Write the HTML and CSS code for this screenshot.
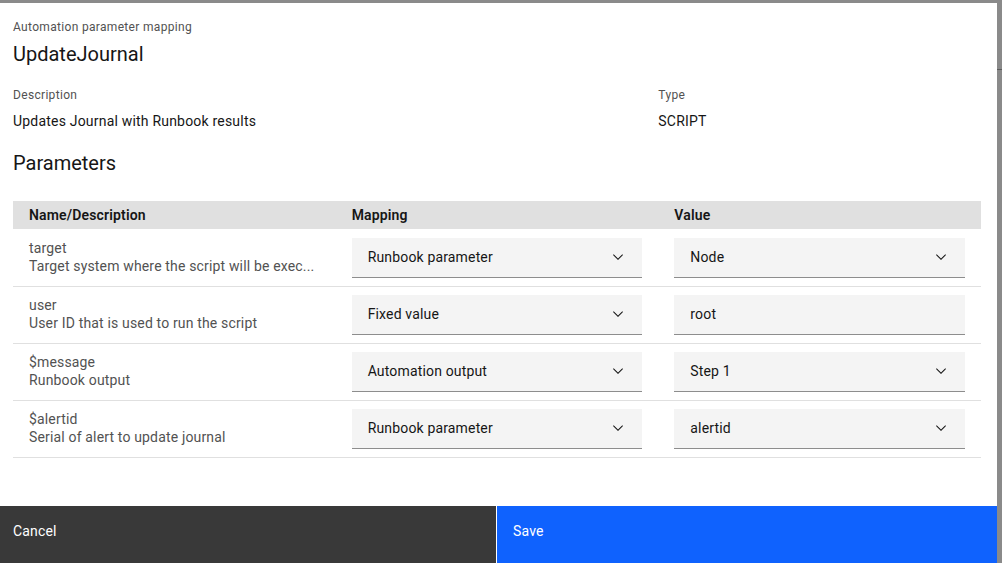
FILE: index.html
```html
<!DOCTYPE html>
<html lang="en">
<head>
<meta charset="utf-8">
<title>Automation parameter mapping</title>
<link rel="stylesheet" href="styles.css">
</head>
<body>
<div class="modal">
  <div class="modal-body">
    <header class="modal-header">
      <p class="modal-label">Automation parameter mapping</p>
      <h2 class="modal-title">UpdateJournal</h2>
    </header>
    <div class="meta">
      <div class="meta-item">
        <div class="meta-label">Description</div>
        <div class="meta-value">Updates Journal with Runbook results</div>
      </div>
      <div class="meta-item">
        <div class="meta-label">Type</div>
        <div class="meta-value">SCRIPT</div>
      </div>
    </div>
    <h3 class="section-title">Parameters</h3>
    <div class="table">
      <div class="thead">
        <div class="th">Name/Description</div>
        <div class="th">Mapping</div>
        <div class="th">Value</div>
      </div>
      <div class="tr">
        <div class="td td-name"><div class="p-name">target</div><div class="p-desc">Target system where the script will be exec...</div></div>
        <div class="td"><div class="field select"><span>Runbook parameter</span><svg class="chev" viewBox="0 0 16 16" width="16" height="16"><path d="M8 11L3 6 3.7 5.3 8 9.6 12.3 5.3 13 6z"/></svg></div></div>
        <div class="td"><div class="field select"><span>Node</span><svg class="chev" viewBox="0 0 16 16" width="16" height="16"><path d="M8 11L3 6 3.7 5.3 8 9.6 12.3 5.3 13 6z"/></svg></div></div>
      </div>
      <div class="tr">
        <div class="td td-name"><div class="p-name">user</div><div class="p-desc">User ID that is used to run the script</div></div>
        <div class="td"><div class="field select"><span>Fixed value</span><svg class="chev" viewBox="0 0 16 16" width="16" height="16"><path d="M8 11L3 6 3.7 5.3 8 9.6 12.3 5.3 13 6z"/></svg></div></div>
        <div class="td"><div class="field"><span>root</span></div></div>
      </div>
      <div class="tr">
        <div class="td td-name"><div class="p-name">$message</div><div class="p-desc">Runbook output</div></div>
        <div class="td"><div class="field select"><span>Automation output</span><svg class="chev" viewBox="0 0 16 16" width="16" height="16"><path d="M8 11L3 6 3.7 5.3 8 9.6 12.3 5.3 13 6z"/></svg></div></div>
        <div class="td"><div class="field select"><span>Step 1</span><svg class="chev" viewBox="0 0 16 16" width="16" height="16"><path d="M8 11L3 6 3.7 5.3 8 9.6 12.3 5.3 13 6z"/></svg></div></div>
      </div>
      <div class="tr">
        <div class="td td-name"><div class="p-name">$alertid</div><div class="p-desc">Serial of alert to update journal</div></div>
        <div class="td"><div class="field select"><span>Runbook parameter</span><svg class="chev" viewBox="0 0 16 16" width="16" height="16"><path d="M8 11L3 6 3.7 5.3 8 9.6 12.3 5.3 13 6z"/></svg></div></div>
        <div class="td"><div class="field select"><span>alertid</span><svg class="chev" viewBox="0 0 16 16" width="16" height="16"><path d="M8 11L3 6 3.7 5.3 8 9.6 12.3 5.3 13 6z"/></svg></div></div>
      </div>
    </div>
  </div>
  <footer class="modal-footer">
    <button class="btn btn-secondary">Cancel</button>
    <button class="btn btn-primary">Save</button>
  </footer>
</div>
</body>
</html>
```

FILE: styles.css
```css
html, body {
  margin: 0;
  padding: 0;
  height: 100%;
  overflow: hidden;
}
body {
  background: #8a8a8a linear-gradient(to bottom, transparent 69px, #5c5c5c 69px, #5c5c5c 70px, transparent 70px);
  font-family: Roboto, "Noto Sans", sans-serif;
  color: #161616;
}
.modal {
  width: 997px;
  height: 560px;
  margin-top: 3px;
  background: #ffffff;
  display: flex;
  flex-direction: column;
}
.modal-body {
  flex: 1;
  padding: 16px 16px 0 13px;
}
.modal-label {
  margin: 0;
  font-size: 12px;
  line-height: 16px;
  color: #525252;
  letter-spacing: 0.32px;
}
.modal-title {
  margin: 5px 0 0;
  font-size: 20px;
  line-height: 28px;
  font-weight: 400;
  color: #161616;
}
.meta {
  margin-top: 19px;
  display: grid;
  grid-template-columns: 2fr 1fr;
}
.meta-label {
  font-size: 12px;
  line-height: 16px;
  color: #525252;
  letter-spacing: 0.32px;
}
.meta-value {
  margin-top: 9px;
  font-size: 14px;
  line-height: 18px;
  color: #161616;
  letter-spacing: 0.2px;
}
.section-title {
  margin: 19px 0 0;
  font-size: 20px;
  line-height: 28px;
  font-weight: 400;
}
.table {
  margin-top: 24px;
}
.thead, .tr {
  display: grid;
  grid-template-columns: repeat(3, 1fr);
}
.thead {
  background: #e0e0e0;
  height: 28px;
  border-bottom: 1px solid #ffffff;
}
.th {
  padding: 0 16px;
  font-size: 14px;
  line-height: 28px;
  font-weight: 600;
  color: #161616;
  letter-spacing: 0.16px;
}
.tr {
  height: 56px;
  border-bottom: 1px solid #e0e0e0;
}
.td {
  padding: 8px 16px;
  font-size: 14px;
  line-height: 18px;
  letter-spacing: 0.16px;
}
.td-name {
  padding-top: 9px;
  color: #525252;
}
.p-name, .p-desc {
  white-space: nowrap;
}
.field {
  box-sizing: border-box;
  height: 40px;
  background: #f4f4f4;
  border-bottom: 1px solid #8d8d8d;
  display: flex;
  align-items: center;
  justify-content: space-between;
  padding: 0 16px 1px;
  color: #161616;
}
.chev {
  fill: #161616;
  flex: none;
}
.modal-footer {
  display: grid;
  grid-template-columns: 496px 1fr;
  column-gap: 1px;
  height: 64px;
  flex: none;
  margin-bottom: -7px;
}
.btn {
  border: 0;
  margin: 0;
  text-align: left;
  font-family: inherit;
  font-size: 14px;
  line-height: 18px;
  letter-spacing: 0.16px;
  color: #ffffff;
  padding: 16px 16px 30px;
  display: flex;
  align-items: flex-start;
}
.btn-secondary {
  background: #393939;
  padding-left: 13px;
}
.btn-primary {
  background: #0f62fe;
}
```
====
▸ EXERCISE PROMPT
Quote everything in the listing above exactly; pictures are the only thing to omit.

▸ RESPONSE TO THE EXERCISE
Write the HTML and CSS code for this screenshot.
FILE: index.html
```html
<!DOCTYPE html>
<html lang="en">
<head>
<meta charset="utf-8">
<title>Automation parameter mapping</title>
<link rel="stylesheet" href="styles.css">
</head>
<body>
<div class="modal">
  <div class="modal-body">
    <header class="modal-header">
      <p class="modal-label">Automation parameter mapping</p>
      <h2 class="modal-title">UpdateJournal</h2>
    </header>
    <div class="meta">
      <div class="meta-item">
        <div class="meta-label">Description</div>
        <div class="meta-value">Updates Journal with Runbook results</div>
      </div>
      <div class="meta-item">
        <div class="meta-label">Type</div>
        <div class="meta-value">SCRIPT</div>
      </div>
    </div>
    <h3 class="section-title">Parameters</h3>
    <div class="table">
      <div class="thead">
        <div class="th">Name/Description</div>
        <div class="th">Mapping</div>
        <div class="th">Value</div>
      </div>
      <div class="tr">
        <div class="td td-name"><div class="p-name">target</div><div class="p-desc">Target system where the script will be exec...</div></div>
        <div class="td"><div class="field select"><span>Runbook parameter</span><svg class="chev" viewBox="0 0 16 16" width="16" height="16"><path d="M8 11L3 6 3.7 5.3 8 9.6 12.3 5.3 13 6z"/></svg></div></div>
        <div class="td"><div class="field select"><span>Node</span><svg class="chev" viewBox="0 0 16 16" width="16" height="16"><path d="M8 11L3 6 3.7 5.3 8 9.6 12.3 5.3 13 6z"/></svg></div></div>
      </div>
      <div class="tr">
        <div class="td td-name"><div class="p-name">user</div><div class="p-desc">User ID that is used to run the script</div></div>
        <div class="td"><div class="field select"><span>Fixed value</span><svg class="chev" viewBox="0 0 16 16" width="16" height="16"><path d="M8 11L3 6 3.7 5.3 8 9.6 12.3 5.3 13 6z"/></svg></div></div>
        <div class="td"><div class="field"><span>root</span></div></div>
      </div>
      <div class="tr">
        <div class="td td-name"><div class="p-name">$message</div><div class="p-desc">Runbook output</div></div>
        <div class="td"><div class="field select"><span>Automation output</span><svg class="chev" viewBox="0 0 16 16" width="16" height="16"><path d="M8 11L3 6 3.7 5.3 8 9.6 12.3 5.3 13 6z"/></svg></div></div>
        <div class="td"><div class="field select"><span>Step 1</span><svg class="chev" viewBox="0 0 16 16" width="16" height="16"><path d="M8 11L3 6 3.7 5.3 8 9.6 12.3 5.3 13 6z"/></svg></div></div>
      </div>
      <div class="tr">
        <div class="td td-name"><div class="p-name">$alertid</div><div class="p-desc">Serial of alert to update journal</div></div>
        <div class="td"><div class="field select"><span>Runbook parameter</span><svg class="chev" viewBox="0 0 16 16" width="16" height="16"><path d="M8 11L3 6 3.7 5.3 8 9.6 12.3 5.3 13 6z"/></svg></div></div>
        <div class="td"><div class="field select"><span>alertid</span><svg class="chev" viewBox="0 0 16 16" width="16" height="16"><path d="M8 11L3 6 3.7 5.3 8 9.6 12.3 5.3 13 6z"/></svg></div></div>
      </div>
    </div>
  </div>
  <footer class="modal-footer">
    <button class="btn btn-secondary">Cancel</button>
    <button class="btn btn-primary">Save</button>
  </footer>
</div>
</body>
</html>
```

FILE: styles.css
```css
html, body {
  margin: 0;
  padding: 0;
  height: 100%;
  overflow: hidden;
}
body {
  background: #8a8a8a linear-gradient(to bottom, transparent 69px, #5c5c5c 69px, #5c5c5c 70px, transparent 70px);
  font-family: Roboto, "Noto Sans", sans-serif;
  color: #161616;
}
.modal {
  width: 997px;
  height: 560px;
  margin-top: 3px;
  background: #ffffff;
  display: flex;
  flex-direction: column;
}
.modal-body {
  flex: 1;
  padding: 16px 16px 0 13px;
}
.modal-label {
  margin: 0;
  font-size: 12px;
  line-height: 16px;
  color: #525252;
  letter-spacing: 0.32px;
}
.modal-title {
  margin: 5px 0 0;
  font-size: 20px;
  line-height: 28px;
  font-weight: 400;
  color: #161616;
}
.meta {
  margin-top: 19px;
  display: grid;
  grid-template-columns: 2fr 1fr;
}
.meta-label {
  font-size: 12px;
  line-height: 16px;
  color: #525252;
  letter-spacing: 0.32px;
}
.meta-value {
  margin-top: 9px;
  font-size: 14px;
  line-height: 18px;
  color: #161616;
  letter-spacing: 0.2px;
}
.section-title {
  margin: 19px 0 0;
  font-size: 20px;
  line-height: 28px;
  font-weight: 400;
}
.table {
  margin-top: 24px;
}
.thead, .tr {
  display: grid;
  grid-template-columns: repeat(3, 1fr);
}
.thead {
  background: #e0e0e0;
  height: 28px;
  border-bottom: 1px solid #ffffff;
}
.th {
  padding: 0 16px;
  font-size: 14px;
  line-height: 28px;
  font-weight: 600;
  color: #161616;
  letter-spacing: 0.16px;
}
.tr {
  height: 56px;
  border-bottom: 1px solid #e0e0e0;
}
.td {
  padding: 8px 16px;
  font-size: 14px;
  line-height: 18px;
  letter-spacing: 0.16px;
}
.td-name {
  padding-top: 9px;
  color: #525252;
}
.p-name, .p-desc {
  white-space: nowrap;
}
.field {
  box-sizing: border-box;
  height: 40px;
  background: #f4f4f4;
  border-bottom: 1px solid #8d8d8d;
  display: flex;
  align-items: center;
  justify-content: space-between;
  padding: 0 16px 1px;
  color: #161616;
}
.chev {
  fill: #161616;
  flex: none;
}
.modal-footer {
  display: grid;
  grid-template-columns: 496px 1fr;
  column-gap: 1px;
  height: 64px;
  flex: none;
  margin-bottom: -7px;
}
.btn {
  border: 0;
  margin: 0;
  text-align: left;
  font-family: inherit;
  font-size: 14px;
  line-height: 18px;
  letter-spacing: 0.16px;
  color: #ffffff;
  padding: 16px 16px 30px;
  display: flex;
  align-items: flex-start;
}
.btn-secondary {
  background: #393939;
  padding-left: 13px;
}
.btn-primary {
  background: #0f62fe;
}
```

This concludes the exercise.